Ayotte’s most recent ad is laser-focused on her Democratic opponent Maggie Hassan, attacking the sitting governor on the fiercely non-ideological grounds of absenteeism. Hassan and her Democratic supporters have criticized Ayotte for refusing to give President Obama’s Supreme Court nominee a hearing, scolding her on social media with the hashtag #DoYourJob. Ayotte’s new spot rebutts that critique without actually defending the merits of her position on Merrick Garland’s nomination.

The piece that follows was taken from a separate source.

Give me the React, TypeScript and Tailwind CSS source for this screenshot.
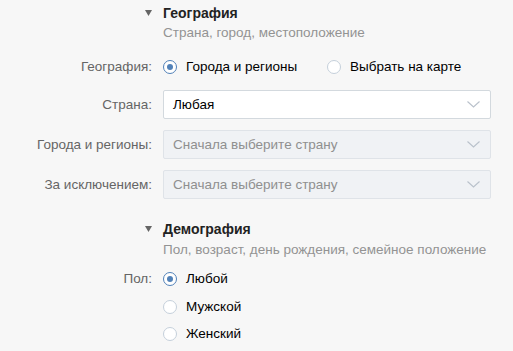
import React from "react";

const Tri = () => (
  <svg width="7" height="6" viewBox="0 0 7 6" className="block">
    <path d="M0 0 H7 L3.5 6 Z" fill="#656565" />
  </svg>
);

const Chevron = () => (
  <svg width="13" height="7" viewBox="0 0 13 7" className="block">
    <path d="M0.5 0.5 L6.5 6 L12.5 0.5" fill="none" stroke="#b9c1cb" strokeWidth="1.1" />
  </svg>
);

const Radio = ({ checked }: { checked?: boolean }) => (
  <span
    className={
      checked
        ? "flex h-[14px] w-[14px] shrink-0 items-center justify-center rounded-full border border-[#5181b8] bg-white"
        : "flex h-[14px] w-[14px] shrink-0 items-center justify-center rounded-full border border-[#c5d0db] bg-white"
    }
  >
    {checked && <span className="h-[6px] w-[6px] rounded-full bg-[#5181b8]" />}
  </span>
);

const Select = ({ text, disabled }: { text: string; disabled?: boolean }) => (
  <div
    className={
      disabled
        ? "flex h-[29px] w-[328px] items-center justify-between rounded-[2px] border border-[#dfe3e8] bg-[#f0f2f5] pl-[9px] pr-[10px] text-[#8f8f8f]"
        : "flex h-[29px] w-[328px] items-center justify-between rounded-[2px] border border-[#d3d9de] bg-white pl-[9px] pr-[10px] text-[#000]"
    }
  >
    <span>{text}</span>
    <Chevron />
  </div>
);

export default function App() {
  return (
    <div
      className="h-[351px] w-[513px] overflow-hidden bg-[#f7f7f7] text-[13.5px] leading-[16px]"
      style={{ fontFamily: '"Liberation Sans", Arial, sans-serif' }}
    >
      <div className="grid grid-cols-[152px_1fr] gap-x-[11px] pt-[4px]">
        {/* Geography header */}
        <div className="flex h-[18px] items-center justify-end">
          <Tri />
        </div>
        <div className="h-[18px] text-[14px] font-bold leading-[18px] text-[#222]">География</div>
        <div />
        <div className="mt-[3px] h-[16px] text-[#939393]">Страна, город, местоположение</div>

        {/* Geography radio row */}
        <div className="mt-[16px] flex h-[20px] items-center justify-end text-[#656565]">География:</div>
        <div className="mt-[16px] flex h-[20px] items-center text-[#000]">
          <div className="flex w-[164px] items-center gap-[9px]">
            <Radio checked />
            <span>Города и регионы</span>
          </div>
          <div className="flex items-center gap-[9px]">
            <Radio />
            <span>Выбрать на карте</span>
          </div>
        </div>

        <div className="mt-[13px] flex h-[29px] items-center justify-end text-[#656565]">Страна:</div>
        <div className="mt-[13px]">
          <Select text="Любая" />
        </div>

        <div className="mt-[11px] flex h-[29px] items-center justify-end text-[#656565]">Города и регионы:</div>
        <div className="mt-[11px]">
          <Select text="Сначала выберите страну" disabled />
        </div>

        <div className="mt-[11px] flex h-[29px] items-center justify-end text-[#656565]">За исключением:</div>
        <div className="mt-[11px]">
          <Select text="Сначала выберите страну" disabled />
        </div>

        {/* Demography header */}
        <div className="mt-[21px] flex h-[18px] items-center justify-end">
          <Tri />
        </div>
        <div className="mt-[21px] h-[18px] text-[14px] font-bold leading-[18px] text-[#222]">Демография</div>
        <div />
        <div className="mt-[4px] h-[16px] text-[#939393]">Пол, возраст, день рождения, семейное положение</div>

        {/* Gender */}
        <div className="mt-[7px] flex h-[28px] items-center justify-end text-[#656565]">Пол:</div>
        <div className="mt-[7px] flex flex-col text-[#000]">
          <div className="flex h-[28px] items-center gap-[9px]">
            <Radio checked />
            <span>Любой</span>
          </div>
          <div className="flex h-[27px] items-center gap-[9px]">
            <Radio />
            <span>Мужской</span>
          </div>
          <div className="flex h-[28px] items-center gap-[9px]">
            <Radio />
            <span>Женский</span>
          </div>
        </div>
      </div>
    </div>
  );
}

Instead of engaging Hassan in a debate on a matter of national concern, Ayotte harangues her for neglecting her local responsibilities.

The response from Team Hassan reflects her campaign’s diametrically divergent strategy: While Ayotte tries to keep the race focused on the local and nonpartisan, Hassan just wants to talk about Donald Trump and the Senate’s Supreme Court blockade.

Kelly Ayotte’s hypocritical and misleading attacks won’t fool Granite Staters,” Hassan spokesperson Aaron Jacobs told WMUR. “[She’s] taking on increasing criticism for her support for Donald Trump and her refusal to do her job by obstructing the Supreme Court confirmation process.”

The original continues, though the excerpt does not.